Israel delays vote on bill legalising settlements
Israel's parliament has postponed a vote that would allow it to appropriate hundreds of hectares of Palestinian land in the occupied West Bank, the parliament's website said on Tuesday.
The Knesset, or parliament, on Monday began to consider the bill ahead of second and third parliamentary readings due to take place this week.
Voting will now take place next week, the Knesset website said, with February 6 the earliest the bill can be passed.
Presented by the pro-settlement lobby, the bill would retroactively legalise nearly 4,000 Jewish homes in the occupied West Bank built in contravention of Israeli law, according to the anti-settlement organisation Peace Now.
More than 800 hectares of Palestinian land would be expropriated, the organisation said.
The Palestinian owners of the land would be compensated financially or with land elsewhere.
It would be the first time Israel has applied its own civil law to land it recognises as Palestinian-owned in the West Bank, critics say.
The bill is backed by Israel's right-wing government but has alarmed the international community and supporters of an independent Palestinian state.
The Palestine Liberation Organisation has called it a "declaration of war".
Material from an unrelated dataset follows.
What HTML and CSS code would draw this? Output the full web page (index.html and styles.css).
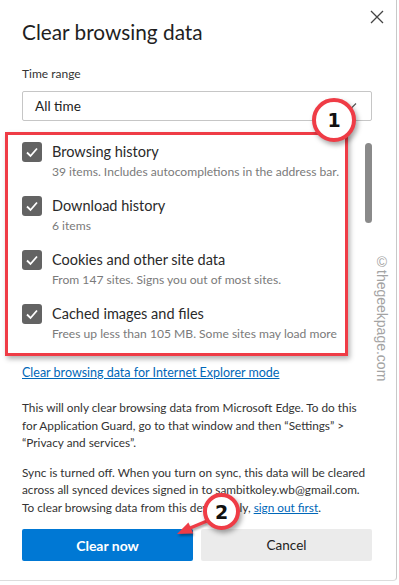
FILE: index.html
```html
<!DOCTYPE html>
<html lang="en">
<head>
    <meta charset="UTF-8">
    <meta name="viewport" content="width=device-width, initial-scale=1.0">
    <title>Clear browsing data</title>
    <link rel="stylesheet" href="styles.css">
</head>
<body>

<div class="dialog">
    <button class="close-btn" aria-label="Close">
        <svg width="14" height="14" viewBox="0 0 14 14"><path d="M1 1 L13 13 M13 1 L1 13" stroke="#444" stroke-width="1.3" fill="none"/></svg>
    </button>

    <h1 class="title">Clear browsing data</h1>

    <div class="field-label">Time range</div>
    <div class="select">
        <span>All time</span>
        <svg class="chevron" width="12" height="8" viewBox="0 0 12 8"><path d="M1 1.5 L6 6.5 L11 1.5" stroke="#555" stroke-width="1.2" fill="none"/></svg>
    </div>

    <div class="items">
        <div class="item">
            <span class="checkbox"><svg width="20" height="20" viewBox="0 0 20 20"><path d="M5 10.5 L8.5 14 L15 6.5" stroke="#fff" stroke-width="1.8" fill="none"/></svg></span>
            <div class="item-text">
                <div class="item-title">Browsing history</div>
                <div class="item-sub">39 items. Includes autocompletions in the address bar.</div>
            </div>
        </div>
        <div class="item">
            <span class="checkbox"><svg width="20" height="20" viewBox="0 0 20 20"><path d="M5 10.5 L8.5 14 L15 6.5" stroke="#fff" stroke-width="1.8" fill="none"/></svg></span>
            <div class="item-text">
                <div class="item-title">Download history</div>
                <div class="item-sub">6 items</div>
            </div>
        </div>
        <div class="item">
            <span class="checkbox"><svg width="20" height="20" viewBox="0 0 20 20"><path d="M5 10.5 L8.5 14 L15 6.5" stroke="#fff" stroke-width="1.8" fill="none"/></svg></span>
            <div class="item-text">
                <div class="item-title">Cookies and other site data</div>
                <div class="item-sub">From 147 sites. Signs you out of most sites.</div>
            </div>
        </div>
        <div class="item">
            <span class="checkbox"><svg width="20" height="20" viewBox="0 0 20 20"><path d="M5 10.5 L8.5 14 L15 6.5" stroke="#fff" stroke-width="1.8" fill="none"/></svg></span>
            <div class="item-text">
                <div class="item-title">Cached images and files</div>
                <div class="item-sub">Frees up less than 105 MB. Some sites may load more</div>
            </div>
        </div>

        <span class="scrollbar"></span>
        <span class="mark-box"></span>
    </div>

    <a class="ie-link" href="#">Clear browsing data for Internet Explorer mode</a>

    <p class="note">This will only clear browsing data from Microsoft Edge. To do this<br>
        for Application Guard, go to that window and then “Settings” &gt;<br>
        “Privacy and services”.</p>

    <p class="note sync-note">Sync is turned off. When you turn on sync, this data will be cleared<br>
        across all synced devices signed in to sambitkoley.wb@gmail.com.<br>
        To clear browsing data from this device only, <a href="#">sign out first</a>.</p>

    <div class="actions">
        <button class="btn btn-primary">Clear now</button>
        <button class="btn btn-secondary">Cancel</button>
    </div>
</div>

<!-- tutorial annotations drawn over the dialog -->
<span class="badge badge-one">1</span>
<svg class="arrow" width="40" height="28" viewBox="0 0 40 28">
    <path d="M32 7 L14 14.5" stroke="#ef3c46" stroke-width="3.5" fill="none"/>
    <path d="M2 20 L13.4 8.5 L18.2 19.5 Z" fill="#ef3c46"/>
</svg>
<span class="badge badge-two">2</span>
<span class="watermark">©thegeekpage.com</span>

</body>
</html>
```

FILE: styles.css
```css
body {
    margin: 0;
    background-color: #fff;
    font-family: Lato, "Noto Sans", sans-serif;
    color: #2b2b2b;
}

.dialog {
    position: relative;
    width: 397px;
    height: 581px;
    box-sizing: border-box;
    padding: 17px 24px 0 22px;
    border-right: 1px solid #c8c8c8;
    border-bottom: 1px solid #dcdcdc;
    border-bottom-right-radius: 4px;
}

.close-btn {
    position: absolute;
    top: 10px;
    right: 11px;
    width: 16px;
    height: 16px;
    padding: 0;
    border: none;
    background: none;
}

.title {
    margin: 0;
    font-size: 20.8px;
    font-weight: 400;
    line-height: 30px;
    color: #1f1f1f;
}

.field-label {
    margin-top: 19px;
    font-size: 12px;
    line-height: 16px;
    color: #333;
}

.select {
    display: flex;
    align-items: center;
    justify-content: space-between;
    height: 28px;
    margin-top: 9px;
    padding: 0 14px 0 12px;
    border: 1px solid #c6c6c6;
    border-radius: 2px;
    font-size: 13.6px;
    color: #222;
}

.items {
    position: relative;
    margin-top: 11px;
    padding-top: 10px;
    padding-bottom: 12px;
}

.item {
    display: flex;
    gap: 10px;
    margin-bottom: 14px;
}

.item:last-of-type {
    margin-bottom: 0;
}

.checkbox {
    flex: none;
    width: 20px;
    height: 20px;
    border-radius: 3px;
    background-color: #636363;
}

.item-title {
    font-size: 14.5px;
    line-height: 20px;
    color: #2a2a2a;
}

.item-sub {
    font-size: 12.1px;
    line-height: 20px;
    color: #7a7a7a;
    white-space: nowrap;
}

.scrollbar {
    position: absolute;
    top: 11px;
    right: 0;
    width: 7px;
    height: 80px;
    border-radius: 4px;
    background-color: #8a8a8a;
}

.mark-box {
    position: absolute;
    top: 0;
    left: -17px;
    right: 24px;
    bottom: 0;
    border: 3px solid #ef3c46;
    box-shadow: 2px 3px 5px rgba(0, 0, 0, 0.3);
}

.ie-link {
    display: block;
    margin-top: 8px;
    font-size: 12.5px;
    line-height: 18px;
    color: #0067b8;
}

.note {
    margin: 17px 0 0;
    font-size: 11.8px;
    line-height: 17.5px;
    color: #333;
    white-space: nowrap;
}

.sync-note {
    margin-top: 12px;
}

.sync-note a {
    color: #0067b8;
}

.actions {
    display: flex;
    gap: 8px;
    margin-top: 13px;
}

.btn {
    flex: 1;
    height: 32px;
    border: none;
    border-radius: 2px;
    font-family: inherit;
    font-size: 14px;
}

.btn-primary {
    background-color: #0078d4;
    color: #fff;
    font-weight: 700;
}

.btn-secondary {
    background-color: #ebebeb;
    color: #222;
    font-size: 13.5px;
}

.badge {
    position: absolute;
    display: flex;
    align-items: center;
    justify-content: center;
    box-sizing: border-box;
    border: 4px solid #ef3c46;
    border-radius: 50%;
    background-color: #fff;
    color: #111;
    font-family: "DejaVu Sans", sans-serif;
    font-weight: 700;
    font-size: 19px;
    box-shadow: 2px 3px 5px rgba(0, 0, 0, 0.35);
}

.badge-one {
    left: 312px;
    top: 98px;
    width: 44px;
    height: 44px;
}

.badge-two {
    left: 203px;
    top: 493px;
    width: 37px;
    height: 37px;
}

.arrow {
    position: absolute;
    left: 175px;
    top: 514px;
    filter: drop-shadow(1px 2px 1px rgba(0, 0, 0, 0.35));
}

.watermark {
    position: absolute;
    left: 374px;
    top: 254px;
    writing-mode: vertical-rl;
    font-family: "Liberation Sans", sans-serif;
    font-size: 14px;
    color: #a3a3a3;
}
```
Israel's opposition leader Isaac Herzog says the law would pose a danger to Israel and could amount to annexation of parts of the West Bank, the Palestinian territory occupied by Israel in 1967.
The opposition had initially demanded that debates on the bill be spread out over 38 days, but this period was shortened, the Knesset website said.
The delay means the vote could now come in the same week as the February 8 deadline for the evacuation of the "outpost" settlement of Amona.
The fate of Amona, which an Israeli court demanded be demolished as it is built on private Palestinian land, was one of the key factors driving the right wing's push for the bill.
However, Amona is not included among the 54 outposts that would be legalised, according to Peace Now.
All Israeli settlements are illegal under international law, with much of the international community seeing them as a major obstacle to peace between Israelis and Palestinians.